On Wednesday, trade unions at IRSN, France’s nuclear safety expert, sharply criticized a parliamentary report published the previous day on the reorganization of nuclear safety as “partial and biased”.
Controversy surrounding the merger of IRSN and ASN: Unions denounce incomplete report
The report recommends the merger of the Institut de Radioprotection et Sûreté Nucléaire (IRSN) and the Autorité de Sûreté Nucléaire, the French nuclear power plant regulator, a controversial reform that the French government is keen to push through as part of its drive to revitalize nuclear power in France.
“Where is the complete, transparent and rigorous diagnosis? The IRSN inter-union group thought that the Parliamentary Office for Scientific and Technological Choices (Opecst) would carry out serious work on the consequences of reorganizing ASN and IRSN. We’re a long way from that,” emphasize the CFDT, CFE-CGC and CGT unions in a press release, who believe that Opecst has placed itself “at the service of the government”.
The report “does not get to the heart of the impact analysis, and even glosses over certain negative consequences”, they lament. Focused on activities related to plant safety, they say it fails to address “the impact of the proposed merger on national defense installations, radiation protection of populations, surveillance of the territory, research…”. “The recommendations made by IRSN and ASN in favor of the merger appear to be totally off the mark. And the speed with which the Minister for Energy Transition reacted, announcing that this report enabled her to propose to the President of the Republic that he reconsider the merger project, even suggests that this process was programmed in advance,” add the staff representatives.

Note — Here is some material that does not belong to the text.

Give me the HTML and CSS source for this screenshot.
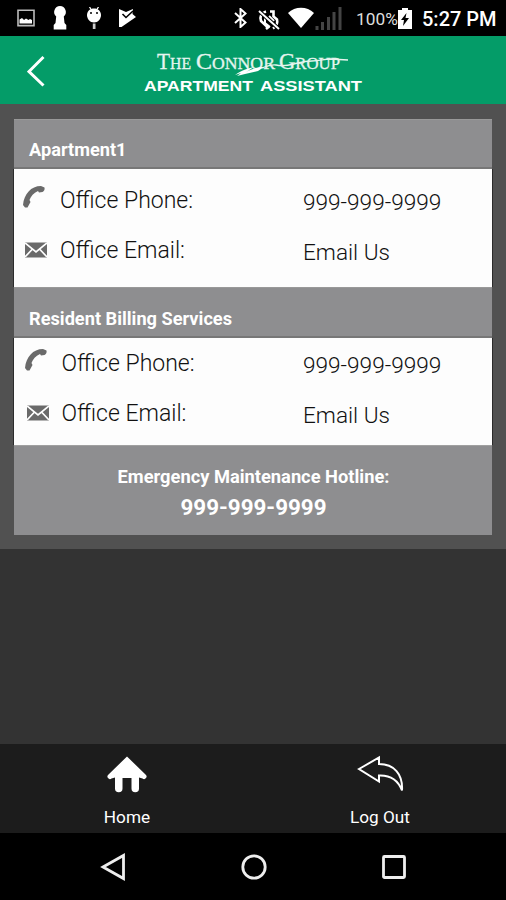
FILE: index.html
```html
<!DOCTYPE html>
<html lang="en">
  <head>
    <meta charset="UTF-8" />
    <meta name="viewport" content="width=device-width, initial-scale=1.0" />
    <title>Apartment Assistant</title>
    <link rel="stylesheet" href="styles.css">
  </head>

  <body>
    <div class="status-bar">
      <div class="status-left">
        <svg width="18" height="18" viewBox="0 0 18 18"><path d="M1 1.2h16v15.4H1z" fill="none" stroke="#bbb" stroke-width="1.6"/><path d="M2.500 14.500v-4l2.500-1.500 2 2 2-1.500 2.500 1.500 1.500-1 2 1v3.500z" fill="#fff"/></svg>
        <svg class="keyhole" width="14" height="24" viewBox="0 0 14 24"><path d="M7 0a6 6 0 0 1 3.800 10.500L11.500 17l1.800 2v4.500H.7V19l1.800-2 .7-6.500A6 6 0 0 1 7 0z" fill="#fff"/></svg>
        <svg class="droid" width="16" height="24" viewBox="0 0 16 24"><path d="M3.500 0l2 3M12.500 0l-2 3" stroke="#fff" stroke-width="1.300"/><path d="M8 1.500c4 0 7 2.700 7 6.500 0 4-3 7.500-7 7.500S1 12 1 8c0-3.800 3-6.500 7-6.500z" fill="#fff"/><path d="M6.800 16.500h2.700V22H6.800z" fill="#ccc"/><circle cx="5" cy="6" r="1" fill="#000"/><circle cx="11" cy="6" r="1" fill="#000"/></svg>
        <svg class="play" width="18" height="20" viewBox="0 0 18 20"><path d="M1 1l7 3 7-3-.5 5 3.500 3L3.500 19H1z" fill="#fff"/><path d="M4.500 6l3.500 3.500L15 3" fill="none" stroke="#000" stroke-width="1.600"/></svg>
      </div>
      <div class="status-right">
        <svg class="bluetooth" width="13" height="20" viewBox="0 0 13 20"><path d="M1 5l10.500 9.500L6.500 19V1l5 4.500L1 15" fill="none" stroke="#fff" stroke-width="2"/></svg>
        <svg class="vibrate" width="22" height="22" viewBox="0 0 22 22"><path d="M8 2.500C3 4 1.500 8 3 12l7 6.500-2 1.500M12 2.500h3.500v5l3.500 3c1 4-1 7-4 9" fill="none" stroke="#fff" stroke-width="2.600"/><path d="M7 8v6l5 4M11 7l5 5" fill="none" stroke="#fff" stroke-width="2"/><path d="M1 2l20 18" stroke="#000" stroke-width="4"/><path d="M1 2l20 18" stroke="#fff" stroke-width="2"/></svg>
        <svg class="wifi" width="26" height="21" viewBox="0 0 26 21"><path d="M0 6C7-1 19-1 26 6L13 21z" fill="#fff"/></svg>
        <svg class="signal" width="27" height="25" viewBox="0 0 27 25"><path d="M2 20v4M7.500 16v8M13.500 11v13M19 6v18M25 1v23" stroke="#444" stroke-width="3"/></svg>
        <span class="percent">100%</span>
        <svg class="battery" width="14" height="21" viewBox="0 0 14 21"><path d="M4 0h6v2h4v19H0V2h4z" fill="#fff"/><path d="M8.500 5L3 12h3l-1 6 6-8H7.500z" fill="#000"/></svg>
        <span class="clock">5:27 PM</span>
      </div>
    </div>

    <div class="header">
      <svg class="back" width="18" height="32" viewBox="0 0 18 32"><path d="M16.500 2L2 16.500l14.500 14" fill="none" stroke="#fff" stroke-width="3"/></svg>
      <svg class="logo" width="222" height="46" viewBox="0 0 222 46">
        <g class="logo-serif">
          <text x="13" y="21" textLength="34" lengthAdjust="spacingAndGlyphs"><tspan class="cap">T</tspan>HE</text>
          <text x="52" y="21" textLength="79" lengthAdjust="spacingAndGlyphs"><tspan class="cap">C</tspan>ONNOR</text>
          <text x="135" y="21" textLength="61" lengthAdjust="spacingAndGlyphs"><tspan class="cap">G</tspan>ROUP</text>
        </g>
        <path d="M91 27c7-5 14-7 19-8l-8 5c8-4 13-5 18-5l-6 4-13 3-8 2 4-3z" fill="#fff"/>
        <path d="M118 20c5-2 10-4 14-3s10 1 18-1 10-3 18-3 12-2 18-2l18 1" fill="none" stroke="#e6f5ef" stroke-width="1.300"/>
        <text class="logo-sub" x="0" y="43" textLength="109" lengthAdjust="spacingAndGlyphs">APARTMENT</text>
        <text class="logo-sub" x="116" y="43" textLength="102" lengthAdjust="spacingAndGlyphs">ASSISTANT</text>
      </svg>
    </div>

    <div class="content">
      <div class="card">
        <div class="section-title">Apartment1</div>
        <div class="section">
          <div class="row">
            <svg class="phone" width="24" height="24" viewBox="0 0 24 24"><path d="M1 20C2 9 9 1 19 1l3.500 1.500c.5 2-.5 4-2 4.500L17 7.500l-1-1.500C11.500 8 9 11 7.500 15l1 2-3 5.500H3z" fill="#6a6a6a"/></svg>
            <span class="label">Office Phone:</span>
            <span class="value">999-999-9999</span>
          </div>
          <div class="row">
            <svg class="mail" width="22" height="16" viewBox="0 0 22 16"><path d="M0 .5h22v15H0z" fill="#6a6a6a"/><path d="M0 1l11 9L22 1M0 15l7.500-8M22 15l-7.500-8" fill="none" stroke="#fff" stroke-width="1.700"/></svg>
            <span class="label">Office Email:</span>
            <span class="value email">Email Us</span>
          </div>
        </div>
        <div class="section-title second">Resident Billing Services</div>
        <div class="section billing">
          <div class="row">
            <svg class="phone" width="24" height="24" viewBox="0 0 24 24"><path d="M1 20C2 9 9 1 19 1l3.500 1.500c.5 2-.5 4-2 4.500L17 7.500l-1-1.500C11.500 8 9 11 7.500 15l1 2-3 5.500H3z" fill="#6a6a6a"/></svg>
            <span class="label">Office Phone:</span>
            <span class="value">999-999-9999</span>
          </div>
          <div class="row">
            <svg class="mail" width="22" height="16" viewBox="0 0 22 16"><path d="M0 .5h22v15H0z" fill="#6a6a6a"/><path d="M0 1l11 9L22 1M0 15l7.500-8M22 15l-7.500-8" fill="none" stroke="#fff" stroke-width="1.700"/></svg>
            <span class="label">Office Email:</span>
            <span class="value email">Email Us</span>
          </div>
        </div>
        <div class="hotline">
          <div class="hotline-title">Emergency Maintenance Hotline:</div>
          <div class="hotline-number">999-999-9999</div>
        </div>
      </div>
    </div>

    <div class="tab-bar">
      <div class="tab">
        <svg width="42" height="38" viewBox="0 0 42 38"><path d="M21 1.500L2.500 19.500a2.500 2.500 0 0 0 3 4L9 22.500V33.500a3.500 3.500 0 0 0 7.500 0V23h9v10.500a3.500 3.500 0 0 0 7.500 0V22.500l3.500 1a2.500 2.500 0 0 0 3-4z" fill="#fff"/></svg>
        <span>Home</span>
      </div>
      <div class="tab">
        <svg width="48" height="38" viewBox="0 0 48 38"><path d="M3 14L23 2.500v6.500C38 9 47 19 46 35.500 42 25 35 20 23 20.500v6z" fill="none" stroke="#fff" stroke-width="2"/></svg>
        <span>Log Out</span>
      </div>
    </div>

    <div class="nav-bar">
      <svg width="26" height="28" viewBox="0 0 26 28"><path d="M3 14L23.500 2.500v23z" fill="none" stroke="#eee" stroke-width="2.800"/></svg>
      <svg width="26" height="28" viewBox="0 0 26 28"><circle cx="13" cy="14" r="11.200" fill="none" stroke="#eee" stroke-width="2.800"/></svg>
      <svg width="26" height="28" viewBox="0 0 26 28"><rect x="2.500" y="3.500" width="21" height="21" rx="1" fill="none" stroke="#eee" stroke-width="2.800"/></svg>
    </div>
  </body>
</html>
```
FILE: styles.css
```css
* {
  box-sizing: border-box;
}

body {
  display: flex;
  flex-direction: column;
  height: 900px;
  margin: 0;
  background-color: #333333;
  font-family: Roboto, sans-serif;
  color: #ffffff;
}

svg {
  display: block;
  flex-shrink: 0;
}

/* Status bar */
.status-bar {
  display: flex;
  justify-content: space-between;
  height: 36px;
  padding: 0 11px 0 17px;
  background-color: #000000;
}

.status-left,
.status-right {
  display: flex;
  align-items: center;
}

.keyhole {
  margin-left: 18px;
}

.droid {
  margin: 2px 0 0 19px;
}

.play {
  margin-left: 16px;
}

.bluetooth {
  margin-right: 3px;
}

.vibrate {
  margin: 3px 0 0 8px;
}

.wifi {
  margin-left: 8px;
  margin-bottom: 2px;
}

.signal {
  margin-left: 1px;
}

.percent {
  width: 41px;
  margin: 2px -1px 0 14px;
  font-size: 17.3px;
  color: #dddddd;
}

.battery {
  margin-left: 2px;
}

.clock {
  width: 73px;
  margin: 2px 0 0 10px;
  font-size: 20px;
  font-weight: 500;
  white-space: nowrap;
}

/* Green header */
.header {
  display: flex;
  align-items: center;
  height: 68px;
  padding: 2px 0 0 27px;
  background-color: #049c68;
}

.logo {
  margin-left: 99px;
}

.logo-serif {
  font-family: "Liberation Serif", serif;
  font-size: 17px;
  fill: #e6f5ef;
  stroke: #e6f5ef;
  stroke-width: 0.3px;
}

.cap {
  font-size: 23px;
}

.logo-sub {
  font-family: "Liberation Sans", sans-serif;
  font-size: 14px;
  font-weight: bold;
  fill: #ffffff;
}

/* Contact card */
.content {
  height: 445px;
  padding: 15px 14px 14px;
  background-color: #515151;
}

.section-title {
  height: 50px;
  padding: 18px 0 0 15px;
  border-top: 1px solid #999999;
  border-bottom: 2px solid #777777;
  background-color: #8e8e90;
  font-size: 18.2px;
  font-weight: bold;
  line-height: 24px;
}

.section-title.second {
  height: 51px;
  padding-top: 19px;
}

.section {
  height: 118px;
  padding: 6px 0 0 8px;
  background-color: #fdfdfd;
  box-shadow: -1px 0 #2b2b2b, 1px 0 #2b2b2b;
  color: #111111;
  font-size: 22.6px;
  font-weight: 300;
}

.section.billing {
  height: 107px;
  padding-top: 0;
}

.row {
  display: flex;
  align-items: center;
  height: 50px;
}

.phone {
  margin-bottom: 6px;
}

.mail {
  margin: 0 1px 0 3px;
}

.label {
  width: 257px;
  padding-left: 14px;
  font-size: 23px;
}

.mail + .label {
  width: 255px;
  padding-left: 12px;
}

.value {
  padding-top: 4px;
}

.billing .phone,
.billing .mail {
  position: relative;
  left: 2px;
}

.billing .label {
  padding-left: 15.5px;
}

.billing .mail + .label {
  padding-left: 13.5px;
}

.hotline {
  height: 90px;
  padding: 18px 0 0 1px;
  border-top: 1px solid #a0a0a0;
  background-color: #8e8e90;
  font-weight: bold;
  text-align: center;
}

.hotline-title {
  font-size: 18.3px;
  line-height: 26px;
}

.hotline-number {
  font-size: 22.4px;
  line-height: 35px;
}

/* Bottom tabs */
.tab-bar {
  display: flex;
  height: 89px;
  margin-top: auto;
  background-color: #1c1c1c;
}

.tab {
  display: flex;
  flex: 1;
  flex-direction: column;
  align-items: center;
  padding: 11px 0 0 1px;
  font-size: 17.2px;
  line-height: 24px;
}

.tab span {
  margin-top: 12px;
}

/* Android navigation */
.nav-bar {
  display: flex;
  justify-content: space-between;
  height: 67px;
  padding: 20px 99px 0 100px;
  background-color: #000000;
}
```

The unions are once again calling for “a pluralist diagnosis of the existing system”, in the face of a proposed merger that they believe will “degrade the research-expertise-decision process, which is the guarantor of the safety of nuclear facilities”. In April, the government had failed in Parliament to merge IRSN and ASN in express mode, a reform designed to “fluidify” decisions, according to the government.